Thursday, March 29, 2012

CAFC discusses arbitration in PROMEGA v. Life Sciences

The bottom line: Because the district court properly compelled arbitration, we affirm. As to the players,

In 2003, Promega granted Invitrogen written consent to assign its rights under the 1996 agreement to IP Holdings, a wholly- owned subsidiary of Invitrogen. On November 21, 2008, Invitrogen merged with Applied Biosystems Inc. (“AB”), one of Promega’s sublicensees, and changed its name to Life Technologies Corporation (“Life Technologies”). IP Holdings remained a wholly owned subsidiary of Life Technologies.

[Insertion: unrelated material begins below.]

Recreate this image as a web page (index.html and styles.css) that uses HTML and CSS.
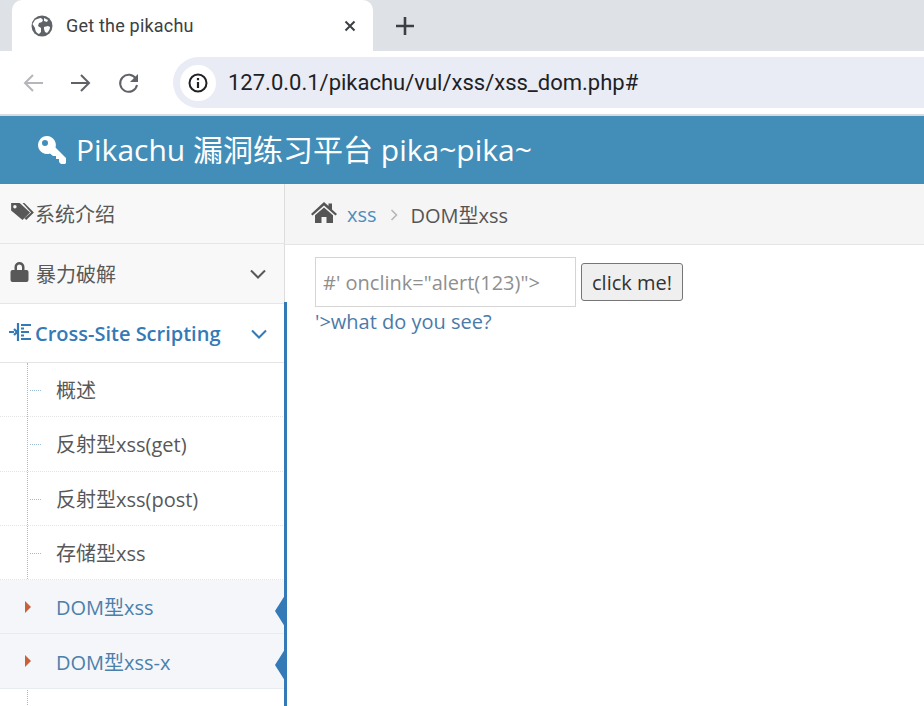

AND

In the course of preparing its responses to Promega’s filings, Life Technologies discovered that IP Holdings had not assigned its rights under the 1996 agreement to Life Technologies. Accordingly, IP Holdings served Promega with a demand for arbitration on behalf of IP Holdings. IP Holdings also filed a motion to compel arbitration.

Within the decision:

As the district court noted, Promega cannot have it both ways; it cannot deny IP Holdings the right to arbitrate because it assigned its right to Life Technologies, and then consequently deny Life Technologies the right to arbitrate because Promega did not grant IP Holdings consent to assign its rights. See Arbitration Order, slip op. at 8. Because there was no assignment, the rights under the 1996 agreement remain with IP Holdings. Because there is no dispute that IP Holdings remains a corporation in good standing under Delaware law, we conclude that there is a valid agreement between Promega and IP Holdings to arbitrate.

AND

the Supreme Court has instructed that “the relevant federal law requires piecemeal resolution when necessary to give effect to an arbitration agreement.” Moses H. Cone Mem’l Hosp. v. Mercury Constr. Corp., 460 U.S. 1, 20 (1983). The district court’s duty to compel arbitration is not altered by the fact that non-arbitrable claims may remain pending in the district court. See, e.g., Klay v. All Defendants, 389 F.3d 1191, 1204 (11th Cir. 2004) (recognizing the district court’s authority to compel arbitration of arbitrable claims, while allowing related non-arbitrable claims to proceed before the district court).

Judge Newman dissented:

Although arbitration may be a salutary alternative to litigation, there is no agreement to arbitrate as between the parties in interest for this dispute. No consent was given to assignment of the contract to Life Technologies, although consent is explicitly required by the terms of the prior contract.
In the absence of agreement to arbitrate, arbitration cannot be imposed. I respectfully dissent from the court’s contrary ruling.